Updated: November 3, 2019 2:33:19 pm
The Babri Masjid could have been saved if there was political will to act and the then Prime Minister P V Narasimha Rao did not accept a comprehensive contingency plan of the Home Ministry prepared before the demolition, claims Madhav Godbole who was the Union home secretary that time.
“If political initiative had been taken at the prime minister’s level, the Mahabharata of this Ramayana could have been avoided,” he says in his new book on the Ayodhya dispute.
Seeking to draw a cogent picture of the events which transpired during the critical period before and after the demolition, Godbole says as prime minister, Rao “played the most important role in this crucial test match, but, unfortunately, he turned out to be a non-playing captain”.
In “The Babri Masjid-Ram Mandir Dilemma: An Acid Test for India’s Constitution”, the author claims that besides Rao, former prime ministers Rajiv Gandhi and V P Singh also failed to take timely action when the mosque was under serious threat.
He says that when Rajiv Gandhi was prime minister, some workable compromise solutions were suggested to resolve the dispute, before positions had hardened on either side but no steps were taken.
V P Singh remained firm after promulgating an ordinance vesting the specified area in and around the Babri Masjid in the central government, he says.
In 1992, after detailed discussions with institutions and officers concerned, Godbole says the Ministry of Home Affairs prepared a comprehensive contingency plan for the takeover of the structure by invoking Article 356 of the Constitution.

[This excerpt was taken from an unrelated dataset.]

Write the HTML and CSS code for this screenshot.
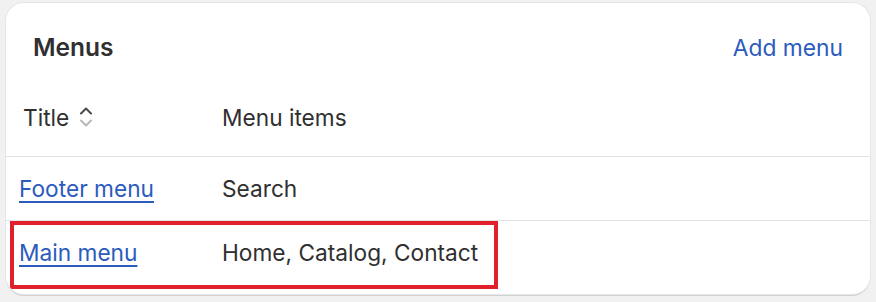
FILE: index.html
```html
<!DOCTYPE html>
<html lang="en">
<head>
    <meta charset="UTF-8">
    <meta name="viewport" content="width=device-width, initial-scale=1.0">
    <title>Menus</title>
    <link rel="stylesheet" href="styles.css">
</head>
<body>
    <div class="card">
        <div class="card-header">
            <h2>Menus</h2>
            <a href="#" class="add-link">Add menu</a>
        </div>
        <div class="table">
            <div class="row head">
                <div class="col-title">
                    <button class="sort-btn">
                        Title
                        <svg class="sort-icon" width="14" height="24" viewBox="0 0 14 24">
                            <path d="M2 8.5 L7 3.5 L12 8.5" fill="none" stroke="#4a4a4a" stroke-width="2" stroke-linecap="round" stroke-linejoin="round"/>
                            <path d="M2 15.5 L7 20.5 L12 15.5" fill="none" stroke="#b8b8b8" stroke-width="2" stroke-linecap="round" stroke-linejoin="round"/>
                        </svg>
                    </button>
                </div>
                <div class="col-items">Menu items</div>
            </div>
            <div class="row">
                <div class="col-title"><a href="#">Footer menu</a></div>
                <div class="col-items">Search</div>
            </div>
            <div class="row highlighted">
                <div class="col-title"><a href="#">Main menu</a></div>
                <div class="col-items">Home, Catalog, Contact</div>
                <div class="highlight-box"></div>
            </div>
        </div>
    </div>
</body>
</html>
```

FILE: styles.css
```css
:root {
    --bg-color: #f1f1f1;
    --card-bg: #ffffff;
    --text-primary: #303030;
    --link-color: #2b5bbd;
    --border-color: #e3e3e3;
    --mark-red: #e0202b;
}

* {
    box-sizing: border-box;
}

body {
    font-family: 'Inter', 'Noto Sans', sans-serif;
    background-color: var(--bg-color);
    color: var(--text-primary);
    margin: 0;
    padding: 3px 6px;
}

.card {
    width: 864px;
    height: 291px;
    background: var(--card-bg);
    border-radius: 18px;
    box-shadow: 0 0 0 1px #e6e6e6, 0 2px 0 #d2d2d2;
    overflow: hidden;
}

.card-header {
    display: flex;
    justify-content: space-between;
    align-items: center;
    height: 88px;
    padding: 0 27px;
}

h2 {
    margin: 0;
    font-size: 24.5px;
    font-weight: 600;
}

.add-link {
    color: var(--link-color);
    font-size: 22.8px;
    text-decoration: none;
}

.row {
    display: flex;
    align-items: center;
    height: 64px;
    padding: 0 13px;
    font-size: 22.7px;
    border-top: 1px solid var(--border-color);
    position: relative;
}

.row.head {
    border-top: none;
    height: 65px;
    padding-bottom: 13px;
}

.col-title {
    width: 203px;
}

.col-title a {
    color: var(--link-color);
    text-decoration: underline;
    text-underline-offset: 4px;
    text-decoration-thickness: 2px;
}

.sort-btn {
    display: flex;
    align-items: center;
    gap: 10px;
    background: none;
    border: none;
    padding: 0 4px;
    font: inherit;
    color: inherit;
}

.highlight-box {
    position: absolute;
    left: 4px;
    top: 0;
    width: 488px;
    height: 68px;
    border: 4px solid var(--mark-red);
}
```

The Ministry of Law had also cleared the Cabinet note for this purpose, he adds.
He “submitted the contingency plan” to the Cabinet Secretary, Principal Secretary to Prime Minister, Senior Advisor to Prime Minister, Home Minister and the Prime Minister on November 4.
It was emphasised therein that in order for the central paramilitary forces to successfully take over the Babri Mosque and the surrounding area to ensure its security, timing and the element of surprise were of essence, Godbole recalls.
“For this purpose, it was underlined that action would have to e taken well before the proposed date of commencement of ‘kar seva’ so as to avoid the presence of large number of ‘kar sevaks’ and huge crowds at the time of action,” he writes in the book, brought out by Konark Publishers.
It was also highlighted that imposition of President’s Rule under Article 356 would be necessary before the central forces commenced their action, he says.
But Rao felt the contingency plan was not workable and dismissed it, he says.
“Rao held a different view regarding the powers of the central government under the Constitution and preferred to rely on the promises made and commitments given by the state government to the central government, the National Integration Council (NIC) and the Supreme Court,” Godbole says.
As a result, the author says, the “Kalyan Singh government was left free to deal with the situation. Not surprisingly, it permitted the kar sevaks to take the law into their own hands and to destroy the masjid. It was a clear case of the state government failing in its responsibilities under the Constitution”.
But it was not just the central government which failed in its obligations to act, other institutions under the Constitution also failed, Godbole asserts.
“The founding fathers of the Constitution could not have visualised such all-round failure of governance and non-observance of constitutional precepts and values.
Clearly, India had made a mockery of its Constitution. The worst culprit was the state government which deliberately and consciously failed to fulfil its commitments to safeguard the structure,” he says.
The former home secretary also blames the then governor of Uttar Pradesh B Satya Narayan Reddy for “failing miserably in assessing the seriousness of the situation in the state and advising the Centre against imposition of President’s Rule”.
Finally, the judiciary too was responsible in delaying the decision in the title suits pending before it since 1950, in spite of repeated pleas by the parties for expediting the hearings, he says.
He is also of the view that intermixing religion and politics has added fuel to the fire.
After the demolition of the mosque, Godbole took voluntary retirement from the Indian Administrative Service in March 1993 when he was Union home secretary and Secretary, Justice.